On Jun 25, 2012, at 7:28 AM, Derek LaHousse <address@hidden> wrote:

> Hello, GPSd developers.
> I'd like your opinion on whether gpsd should support OBD data from
> automobiles, or if it would be okay to create an obdd in gpsd's image.
> Cars (in the US at least) made in the last decade have an OBDII port,
> where a technician can read error codes and clear them.  It also allows
> a device to ask for the speed, pedal positions, air temperature, etc.
> See for more.  The interface
> to the car is (sometimes) an Elm327-compatible device which converts the
> variety of OBD protocols to a serial connection.

The interface in the car is expressly never an ELM327-compatible device, as 
that would be a violation of Federal law.  The OBD-II specification cites a 
female 16-pin (2x8) J1962 connector, which must be located within 2 feet of the 
steering column.

SAE J1962 defines the pins as:

1. Manufacturer discretion. GM: J2411 GMLAN/SWC/Single-Wire CAN.        
2. Bus positive Line of SAE-J1850 PWM and SAE-1850 VPW  
3. Ford DCL(+) Argentina, Brazil (pre OBD-II) 1997-2000, USA, Europe, etc. 
Chrysler CCD Bus(+)  
4. Chassis ground       
5. Signal ground        
6. CAN high (ISO 15765-4 and SAE-J2284) 
7. K line of ISO 9141-2 and ISO 14230-4
8. -    
9. -
10. Bus negative Line of SAE-J1850 PWM only (not SAE-1850 VPW)
11. Ford DCL(-) Argentina, Brazil (pre OBD-II) 1997-2000, USA, Europe, etc. 
Chrysler CCD Bus(-)
12. -
13. -
14. CAN low (ISO 15765-4 and SAE-J2284)
15. L line of ISO 9141-2 and ISO 14230-4
16. Battery voltage

Now, you might plug an ELM327-compatible device into the OBD-II port, but that, 
as they say, is different.

Given that, as of 2008 all vehicles sold in the US are required to implement 
CAN as one of their signaling protocols, the new sexiness is to read the CAN 
data directly off pins 6 and 14, and for this, you don't need (or want) an 
ELM-327 in the circuit.  The ELM can do it, but it's s-l-o-w.   The CAN bus 
operates at 250 kbits/sec or 500 kbits/sec, and the ELM-327, which is really 
just a pre-programmed PIC, isn't quite up to the task.

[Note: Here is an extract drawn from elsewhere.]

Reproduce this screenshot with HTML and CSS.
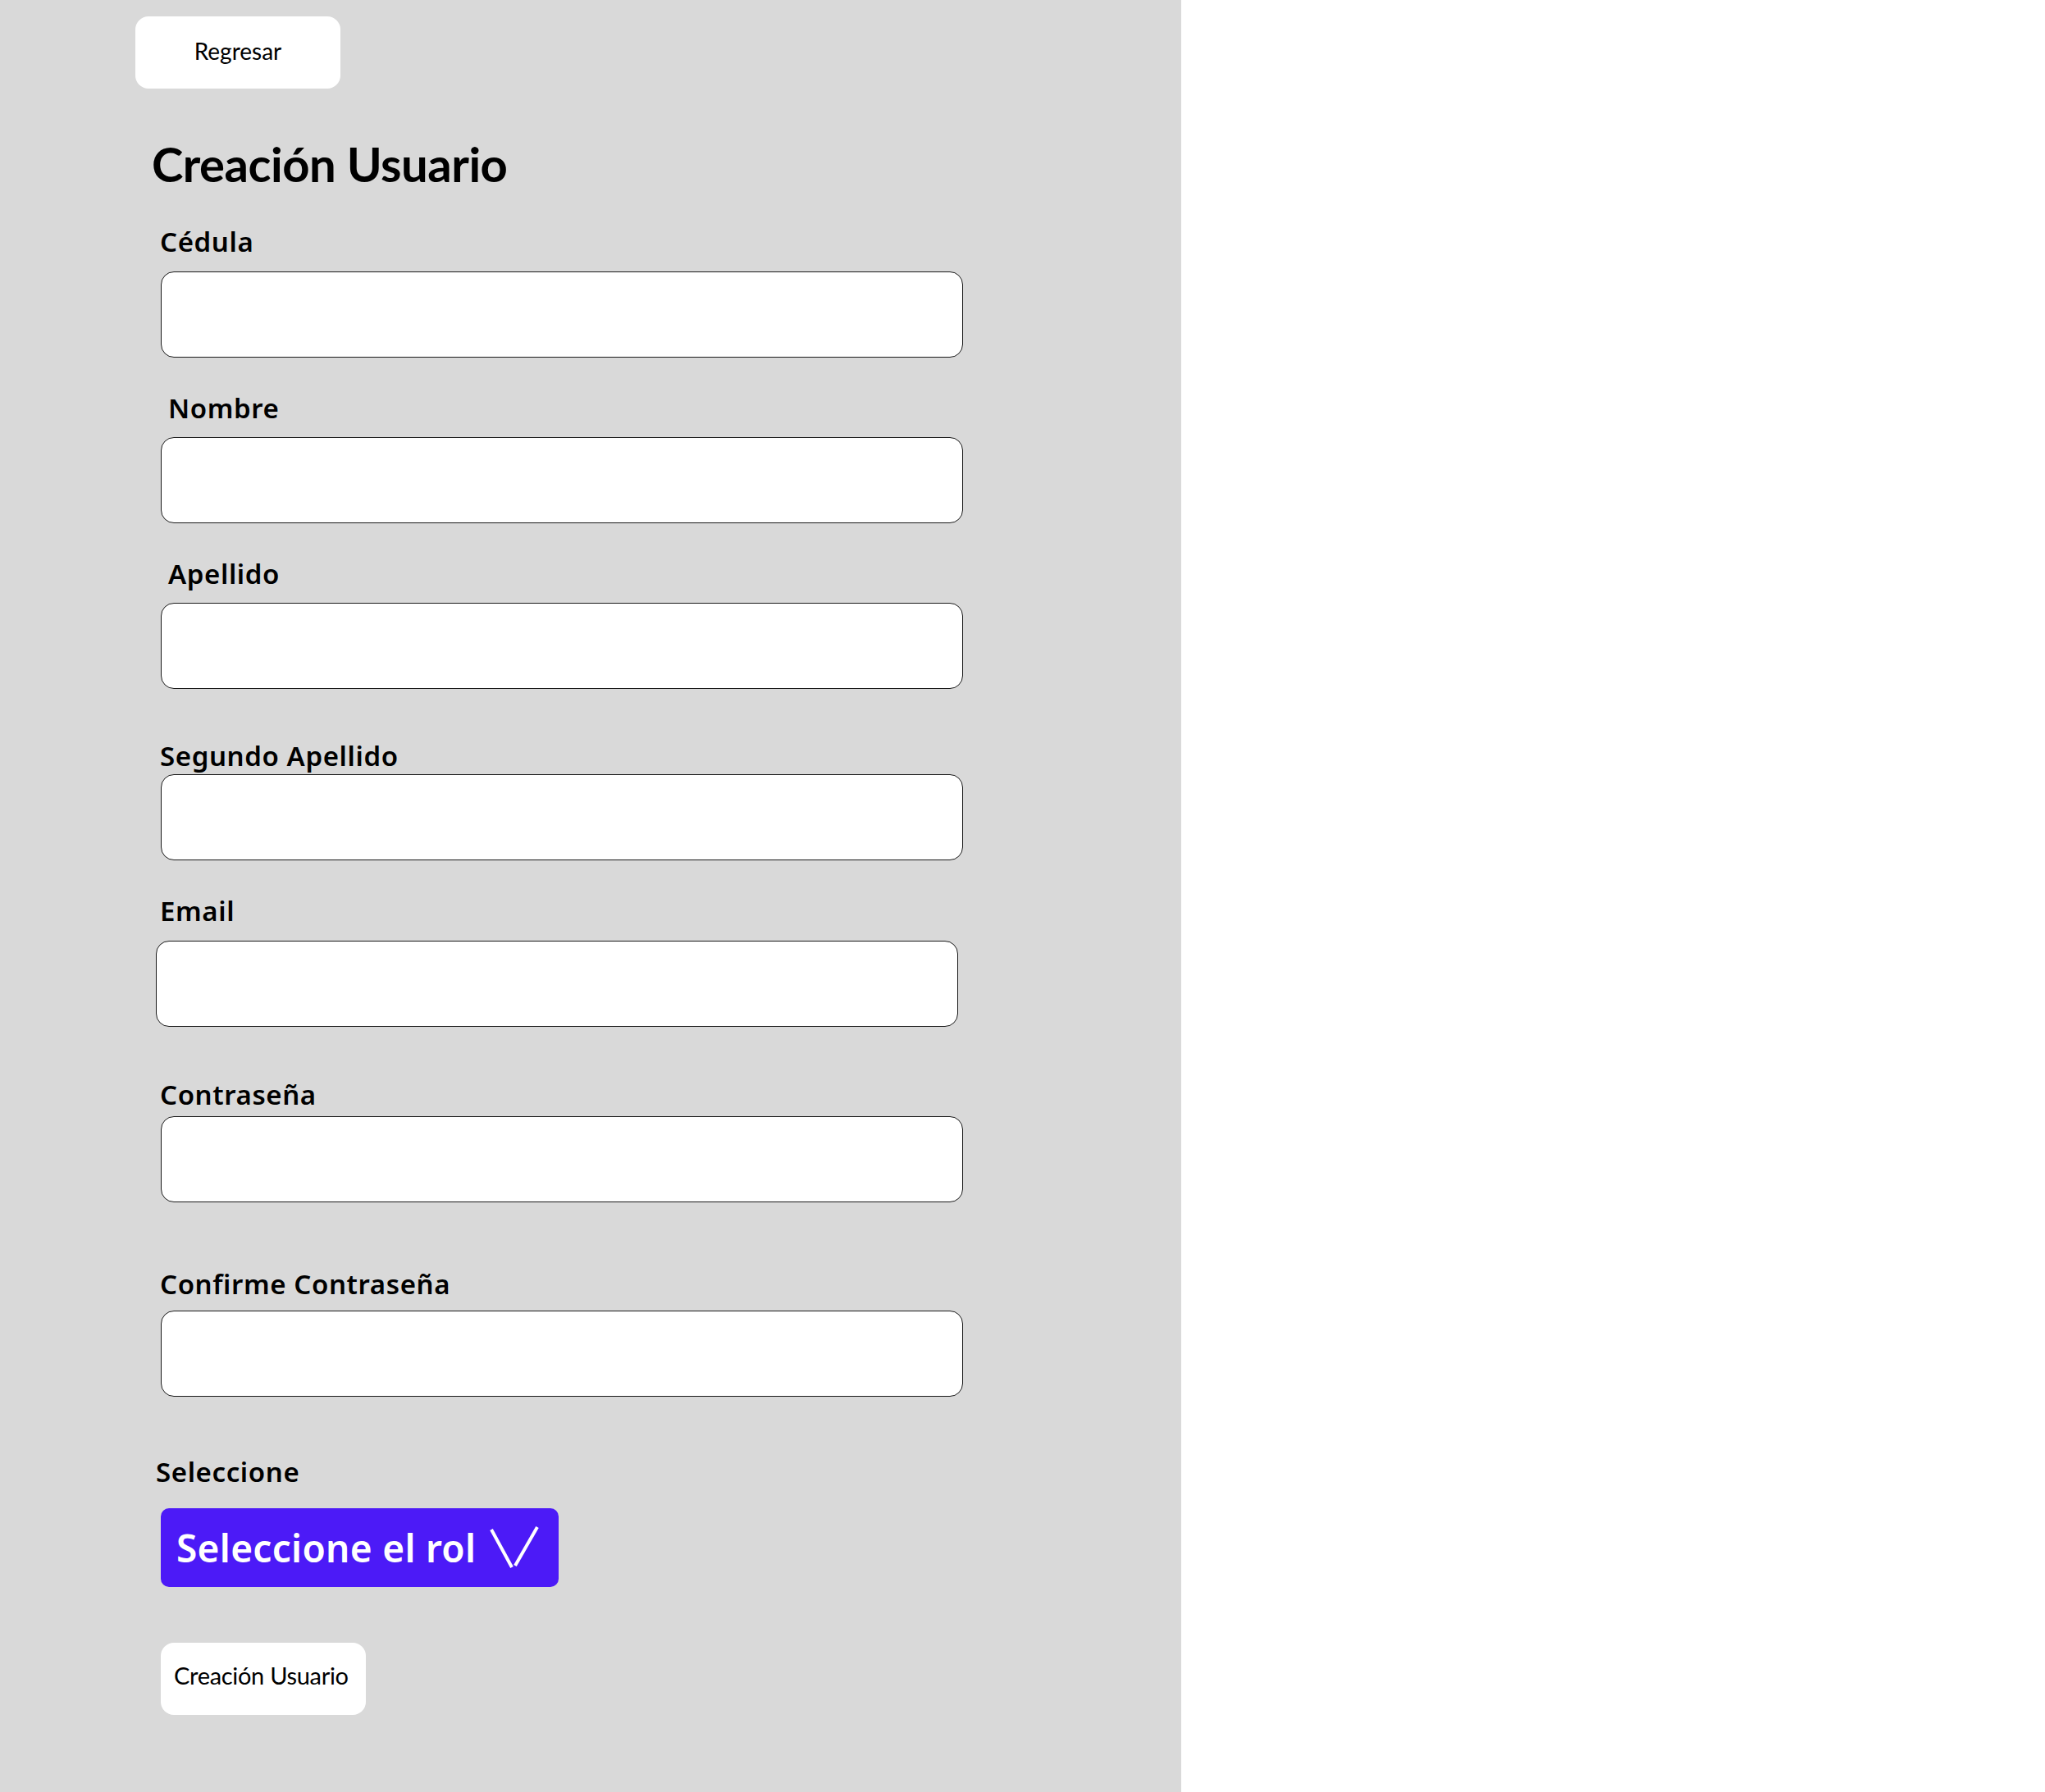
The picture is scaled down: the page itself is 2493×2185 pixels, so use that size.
FILE: index.html
```html
<!DOCTYPE html>
<html lang="es">
<head>
<meta charset="utf-8">
<title>Creación Usuario</title>
<link rel="stylesheet" href="styles.css">
</head>
<body>
<div class="page">
  <main class="panel">
    <button class="btn-back" type="button">Regresar</button>
    <h1 class="title">Creación Usuario</h1>
    <form class="form">
      <div class="field f-cedula">
        <label class="label">Cédula</label>
        <input class="input" type="text">
      </div>
      <div class="field f-nombre">
        <label class="label label-indent">Nombre</label>
        <input class="input" type="text">
      </div>
      <div class="field f-apellido">
        <label class="label label-indent">Apellido</label>
        <input class="input" type="text">
      </div>
      <div class="field f-segundo">
        <label class="label">Segundo Apellido</label>
        <input class="input" type="text">
      </div>
      <div class="field f-email">
        <label class="label">Email</label>
        <input class="input input-shift" type="email">
      </div>
      <div class="field f-pass">
        <label class="label">Contraseña</label>
        <input class="input" type="password">
      </div>
      <div class="field f-confirm">
        <label class="label">Confirme Contraseña</label>
        <input class="input" type="password">
      </div>
      <div class="field f-rol">
        <label class="label label-out">Seleccione</label>
        <button class="select-rol" type="button">
          <span class="select-text">Seleccione el rol</span>
          <svg class="chevron" width="60" height="54" viewBox="0 0 60 54" aria-hidden="true">
            <line x1="2" y1="5" x2="27" y2="51" stroke="#fff" stroke-width="4"/>
            <line x1="58" y1="2" x2="31" y2="49" stroke="#fff" stroke-width="4"/>
          </svg>
        </button>
      </div>
      <button class="btn-create" type="button">Creación Usuario</button>
    </form>
  </main>
  <aside class="blank"></aside>
</div>
</body>
</html>
```

FILE: styles.css
```css
html, body {
  margin: 0;
  padding: 0;
  background: #ffffff;
}

.page {
  display: flex;
  min-height: 2185px;
}

.panel {
  width: 1440px;
  min-height: 2185px;
  background: #d9d9d9;
  display: flex;
  flex-direction: column;
  align-items: flex-start;
  box-sizing: border-box;
  padding-top: 20px;
}

.blank {
  flex: 1;
  background: #ffffff;
}

.btn-back {
  margin-left: 165px;
  width: 250px;
  height: 88px;
  border: none;
  border-radius: 16px;
  background: #ffffff;
  font-family: Lato, "Liberation Sans", sans-serif;
  font-size: 28px;
  color: #000;
  padding: 0 0 5px 0;
  cursor: pointer;
}

.title {
  margin: 57px 0 0 185px;
  font-family: Lato, "Liberation Sans", sans-serif;
  font-weight: 700;
  font-size: 58px;
  line-height: 70px;
  letter-spacing: -0.5px;
  color: #000;
}

.form {
  display: flex;
  flex-direction: column;
  align-items: flex-start;
  padding-left: 196px;
  margin-top: 40px;
}

.field {
  display: flex;
  flex-direction: column;
  align-items: flex-start;
}

.label {
  display: block;
  font-family: "Noto Sans", "Open Sans", sans-serif;
  font-weight: 600;
  font-size: 33px;
  line-height: 40px;
  height: 40px;
  letter-spacing: 0.6px;
  color: #000;
  margin-left: -1px;
}

.label-indent { margin-left: 9px; }
.label-out { margin-left: -6px; }

.input {
  display: block;
  box-sizing: border-box;
  width: 978px;
  height: 105px;
  background: #ffffff;
  border: 1px solid #1a1a1a;
  border-radius: 16px;
  padding: 0 20px;
  font-size: 28px;
  font-family: "Noto Sans", sans-serif;
  outline: none;
}

.input-shift { margin-left: -6px; }

.f-cedula .input { margin-top: 16px; }
.f-nombre { margin-top: 42px; }
.f-nombre .input { margin-top: 15px; }
.f-apellido { margin-top: 42px; }
.f-apellido .input { margin-top: 15px; }
.f-segundo { margin-top: 62px; }
.f-segundo .input { margin-top: 2px; }
.f-email { margin-top: 42px; }
.f-email .input { margin-top: 16px; }
.f-pass { margin-top: 63px; }
.f-pass .input { margin-top: 6px; }
.f-confirm { margin-top: 80px; }
.f-confirm .input { margin-top: 12px; }
.f-rol { margin-top: 72px; }

.select-rol {
  margin-top: 24px;
  width: 485px;
  height: 96px;
  box-sizing: border-box;
  border: none;
  border-radius: 10px;
  background: #4c1af7;
  display: flex;
  align-items: center;
  gap: 17px;
  padding: 0 0 0 19px;
  color: #ffffff;
  cursor: pointer;
}

.select-text {
  font-family: "Noto Sans", "Open Sans", sans-serif;
  font-weight: 600;
  font-size: 46px;
  line-height: 56px;
  letter-spacing: 0.3px;
  white-space: nowrap;
}

.chevron {
  display: block;
  flex: none;
}

.btn-create {
  margin-top: 68px;
  width: 250px;
  height: 88px;
  border: none;
  border-radius: 16px;
  background: #ffffff;
  font-family: Lato, "Liberation Sans", sans-serif;
  font-size: 29px;
  letter-spacing: -0.3px;
  color: #000;
  text-align: left;
  padding: 0 0 10px 16px;
  white-space: nowrap;
  cursor: pointer;
}
```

So there is nothing technically wrong with your proposal, but as the 1996-2008 
fleet ages out, it will become of less and less use.  

That said, there is some CAN protocol stuff in gpsd for use with NMEA-2000, so 
perhaps that could be studied, if not re-used.

You asked.


reply via email to

[Prev in Thread] Current Thread [Next in Thread]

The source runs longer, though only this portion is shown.